:: Set exercise ::
Reproduce all the lines exactly as they stand, apart from the pictures.

# START OF Supplied material

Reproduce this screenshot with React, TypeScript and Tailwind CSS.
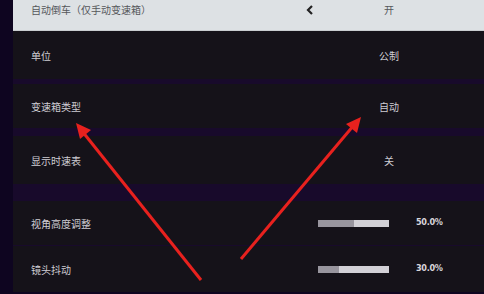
import React from 'react'

type Row = { label: string; value?: string; slider?: number; h: string }

const rows: Row[] = [
    { label: '单位', value: '公制', h: 'h-[48px]' },
    { label: '变速箱类型', value: '自动', h: 'h-[44px] mt-[5px]' },
    { label: '显示时速表', value: '关', h: 'h-[48px] mt-[8px]' },
]

const sliders: Row[] = [
    { label: '视角高度调整', slider: 50, h: 'h-[44px]' },
    { label: '镜头抖动', slider: 30, h: 'h-[46px] mt-[1px]' },
]

const font = { fontFamily: '"Noto Sans CJK SC", "Noto Sans", sans-serif' }

const SettingRow: React.FC<{ row: Row }> = ({ row }) => (
    <div className={`${row.h} flex items-center bg-[#151219] text-[10px] text-[#cfcdd3]`}>
        {row.value !== undefined ? (
            <>
                <span className="pl-[18px] w-[348px]">{row.label}</span>
                <span className="w-[56px] text-center">{row.value}</span>
            </>
        ) : (
            <>
                <span className="pl-[18px] w-[305px]">{row.label}</span>
                <div className="w-[71px] h-[7px] bg-[#d2d0d6] flex">
                    <div className="h-full bg-[#98959e]" style={{ width: `${row.slider}%` }} />
                </div>
                <span className="ml-[27px] text-[9px] font-bold tracking-[-0.3px] text-[#d8d6dc]" style={{ fontFamily: '"DejaVu Sans Condensed", "DejaVu Sans", sans-serif' }}>
                    {row.slider?.toFixed(1)}%
                </span>
            </>
        )}
    </div>
)

const App: React.FC = () => {
    return (
        <div className="relative w-[484px] h-[294px] overflow-hidden bg-[#0e0520] pl-[13px]" style={font}>
            <div className="flex flex-col bg-[#180a2b]">
                {/* highlighted row, cut off at the top */}
                <div className="h-[31px] flex items-start pt-[2px] bg-[#dde1e4] text-[10px] text-[#55575b] border-b border-[#c9cdd0]">
                    <span className="pl-[18px] w-[290px]">自动倒车（仅手动变速箱）</span>
                    <svg width="10" height="12" viewBox="0 0 10 12" className="ml-[2px] mt-[2px]">
                        <path d="M7 2 L3 6 L7 10" stroke="#222" strokeWidth="2.2" fill="none" />
                    </svg>
                    <span className="w-[56px] ml-[46px] text-center">开</span>
                </div>
                <div className="flex flex-col">
                    {rows.map((r) => <SettingRow key={r.label} row={r} />)}
                </div>
                <div className="h-[17px]" />
                <div className="flex flex-col">
                    {sliders.map((r) => <SettingRow key={r.label} row={r} />)}
                </div>
            </div>

            {/* annotation arrows */}
            <svg className="absolute left-0 top-0" width="484" height="294" viewBox="0 0 484 294">
                <line x1="201" y1="280" x2="82" y2="131" stroke="#e8211e" strokeWidth="3" />
                <polygon points="76,123 91,130 80,139" fill="#e8211e" />
                <line x1="241" y1="259" x2="354" y2="125" stroke="#e8211e" strokeWidth="3" />
                <polygon points="361,117 357,133 346,124" fill="#e8211e" />
            </svg>
        </div>
    )
}

export default App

# END OF Supplied material

:: Reply ::
Reproduce this screenshot with React, TypeScript and Tailwind CSS.
import React from 'react'

type Row = { label: string; value?: string; slider?: number; h: string }

const rows: Row[] = [
    { label: '单位', value: '公制', h: 'h-[48px]' },
    { label: '变速箱类型', value: '自动', h: 'h-[44px] mt-[5px]' },
    { label: '显示时速表', value: '关', h: 'h-[48px] mt-[8px]' },
]

const sliders: Row[] = [
    { label: '视角高度调整', slider: 50, h: 'h-[44px]' },
    { label: '镜头抖动', slider: 30, h: 'h-[46px] mt-[1px]' },
]

const font = { fontFamily: '"Noto Sans CJK SC", "Noto Sans", sans-serif' }

const SettingRow: React.FC<{ row: Row }> = ({ row }) => (
    <div className={`${row.h} flex items-center bg-[#151219] text-[10px] text-[#cfcdd3]`}>
        {row.value !== undefined ? (
            <>
                <span className="pl-[18px] w-[348px]">{row.label}</span>
                <span className="w-[56px] text-center">{row.value}</span>
            </>
        ) : (
            <>
                <span className="pl-[18px] w-[305px]">{row.label}</span>
                <div className="w-[71px] h-[7px] bg-[#d2d0d6] flex">
                    <div className="h-full bg-[#98959e]" style={{ width: `${row.slider}%` }} />
                </div>
                <span className="ml-[27px] text-[9px] font-bold tracking-[-0.3px] text-[#d8d6dc]" style={{ fontFamily: '"DejaVu Sans Condensed", "DejaVu Sans", sans-serif' }}>
                    {row.slider?.toFixed(1)}%
                </span>
            </>
        )}
    </div>
)

const App: React.FC = () => {
    return (
        <div className="relative w-[484px] h-[294px] overflow-hidden bg-[#0e0520] pl-[13px]" style={font}>
            <div className="flex flex-col bg-[#180a2b]">
                {/* highlighted row, cut off at the top */}
                <div className="h-[31px] flex items-start pt-[2px] bg-[#dde1e4] text-[10px] text-[#55575b] border-b border-[#c9cdd0]">
                    <span className="pl-[18px] w-[290px]">自动倒车（仅手动变速箱）</span>
                    <svg width="10" height="12" viewBox="0 0 10 12" className="ml-[2px] mt-[2px]">
                        <path d="M7 2 L3 6 L7 10" stroke="#222" strokeWidth="2.2" fill="none" />
                    </svg>
                    <span className="w-[56px] ml-[46px] text-center">开</span>
                </div>
                <div className="flex flex-col">
                    {rows.map((r) => <SettingRow key={r.label} row={r} />)}
                </div>
                <div className="h-[17px]" />
                <div className="flex flex-col">
                    {sliders.map((r) => <SettingRow key={r.label} row={r} />)}
                </div>
            </div>

            {/* annotation arrows */}
            <svg className="absolute left-0 top-0" width="484" height="294" viewBox="0 0 484 294">
                <line x1="201" y1="280" x2="82" y2="131" stroke="#e8211e" strokeWidth="3" />
                <polygon points="76,123 91,130 80,139" fill="#e8211e" />
                <line x1="241" y1="259" x2="354" y2="125" stroke="#e8211e" strokeWidth="3" />
                <polygon points="361,117 357,133 346,124" fill="#e8211e" />
            </svg>
        </div>
    )
}

export default App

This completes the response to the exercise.